In the very same article, Shultz heralds the superiority of Strayed and casts Gilbert aside as inferior: “Okay admit it. Did you feel slightly resentful after reading ‘Eat, Pray, Love?’ Was it hard to sympathize with a well-paid, much-loved woman who took a whole year off work to just cure her sadness with pizza napoletana? Then you might be drawn to Cheryl Strayed’s backpacking memoir.” Upon further investigation I found that the majority of reviews pit the authors against one another in a battle similar to Nikki Minaj versus T-Swift. They perpetuate a battle that doesn’t actually exist.
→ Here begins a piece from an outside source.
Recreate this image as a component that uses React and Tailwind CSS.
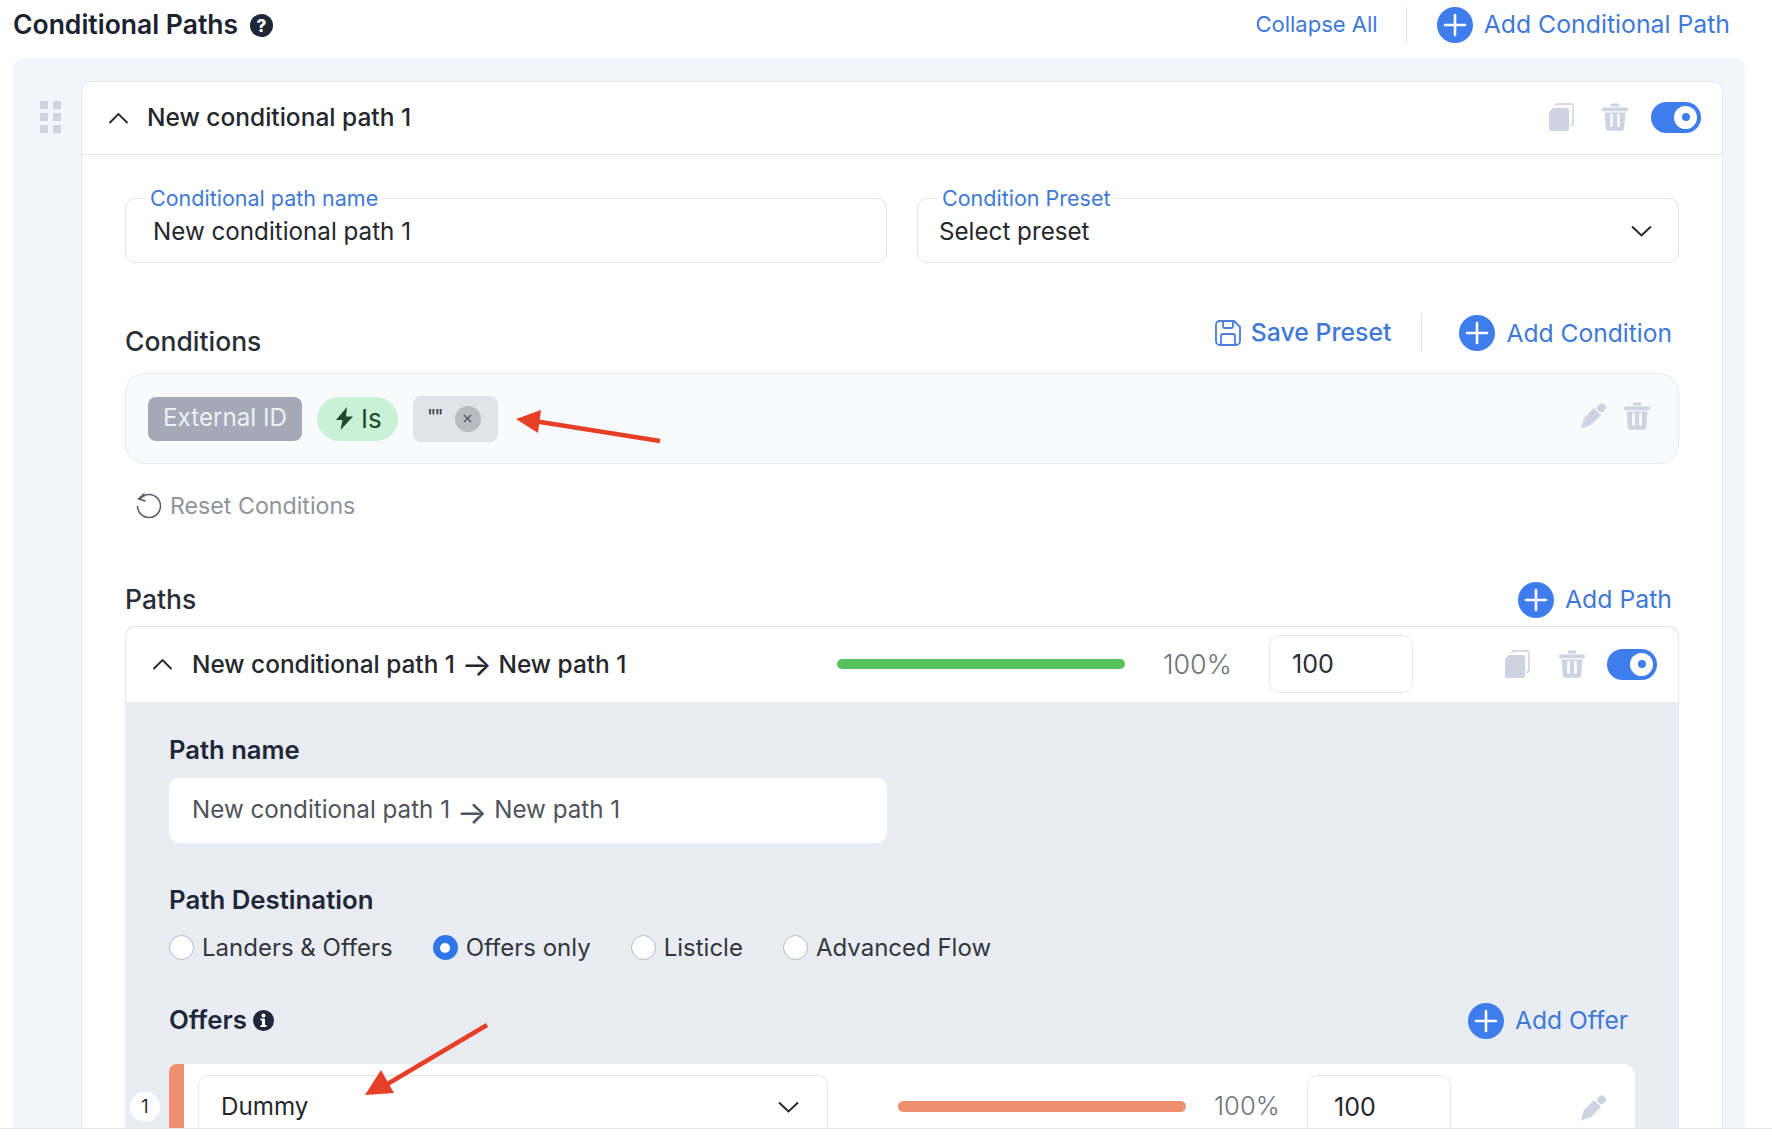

I love Strayed because she’s gritty and real. My favorite “Wild” scene is when she throws her boot off the trail and makes new ones entirely out of duct tape. Or when Strayed and her brother make the horrifying decision to shoot their mother’s horse in the head because they can’t afford a euthanization. Strayed’s impoverished background, sense of loss and decision to embark without trajectory is uninformed, gutsy and terrifying. But I cherish Gilbert’s perspective as a storyteller as well. I admire the author for her sense of indulgence, her rejection of absurd conformity to routine happiness and her cultivated tone. I fell in love with her when she sat in the bathtub and decided nothing is more important than learning Italian.

“Wild” and “Eat, Pray, Love” are tales of introspection and resilience that are starkly different. Their only similarity is the quality of their craft—as Strayed would call it, their ability to write like a “motherfucker.” And that is exactly what both women do.